The Palestinian Muslim family filed a lawsuit earlier this year in Cook County Circuit Court against Nix, seeking at least $100,000 in damages.
Assistant U.S. Attorney Sergio Acosta said he couldn’t comment on why the feds brought charges in the same case.
But at the time of Nix’s probation sentence in 2003, an Islamic group demanded a federal investigation, saying if it were a Muslim who bombed a van, he’d be held on severe charges. That same group applauded the new charges Monday.
“He throws a bomb in a van, he could have killed somebody, and they give him anger management classes. We obviously don’t believe that was appropriate,” said Ibrahim Hooper, spokesman for the Council on American-Islamic Relations, a Washington-based Islamic civil rights and advocacy group. “I think the original case did not take into account the seriousness of this person’s actions. I think it’s entirely appropriate to bring federal charges against him.”
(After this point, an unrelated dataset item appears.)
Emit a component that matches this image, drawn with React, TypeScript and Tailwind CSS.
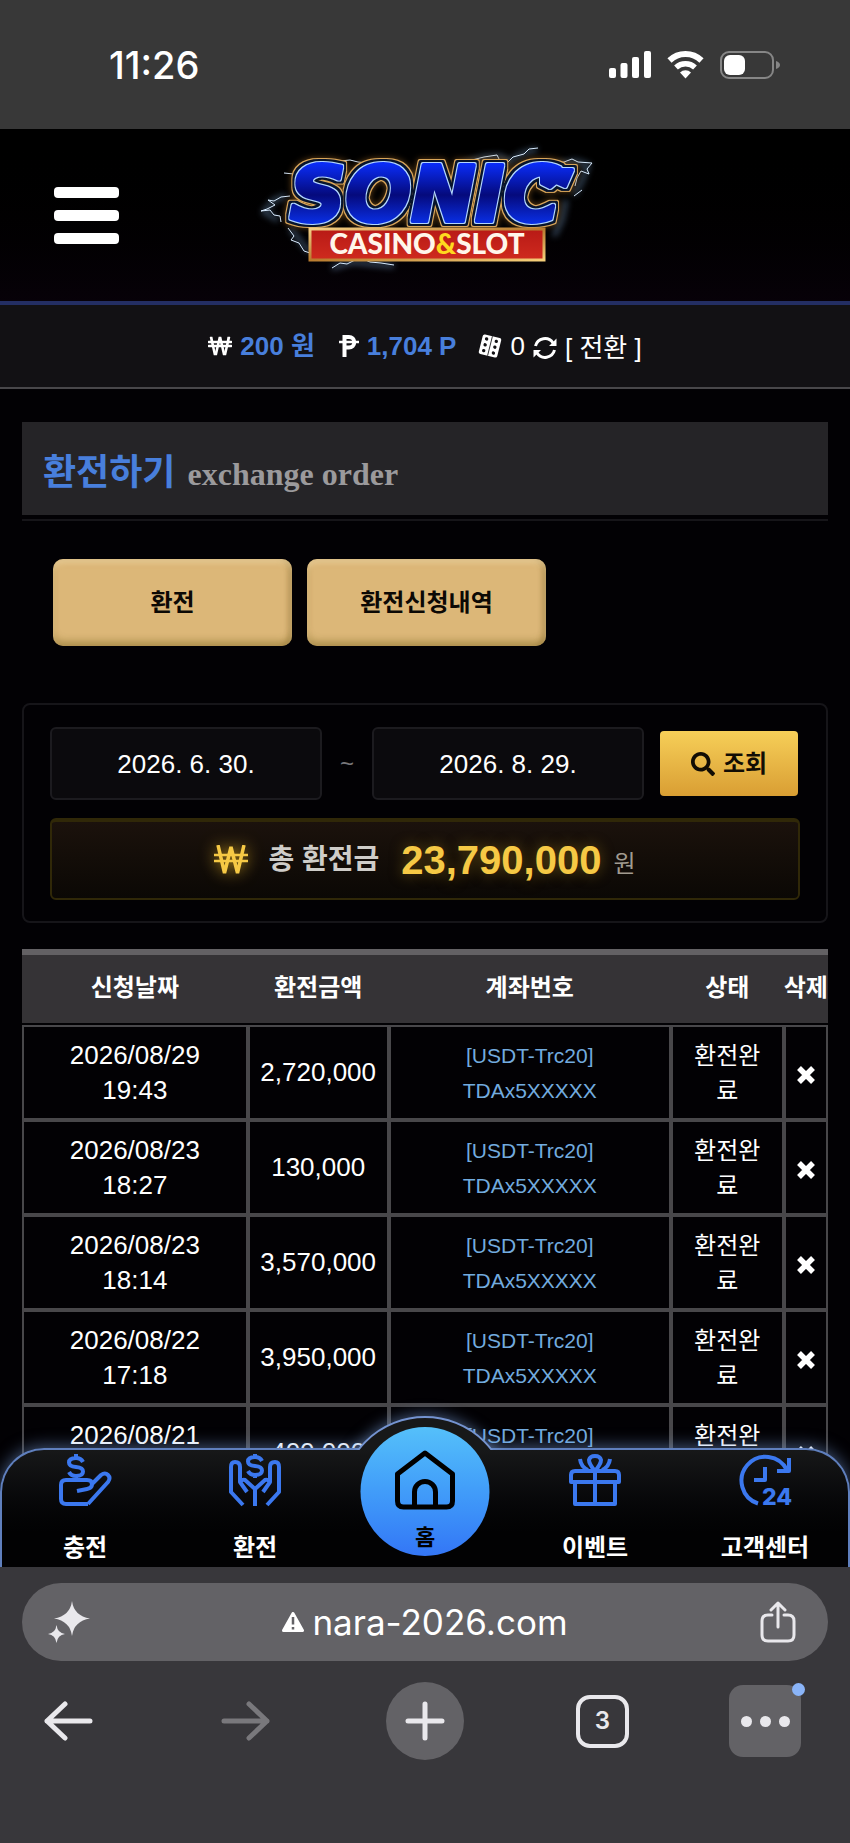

Nix was arrested early Monday while performing community service he must do for the state conviction.
Nix was brought up on three state felony charges for the 2003 incident — arson, criminal damage to property and committing a hate crime. He also served a month in prison in 2001 after an Oak Lawn Police officer saw him throw a brick through the window of an Arab-owned furniture store in Burbank. The incident happened two days after the Sept. 11, 2001, terrorist attacks.
An attorney said the Salmi family was pleased to hear of the new charges.
“Terrorism affects all Americans, including Arab Americans,” said Betsy Shuman-Moore of the Chicago Lawyers’ Committee for Civil Rights. “Violence and intimidation based on religion and ethnic origin violates a wide array of state and federal criminal and civil laws, which should be enforced fully.”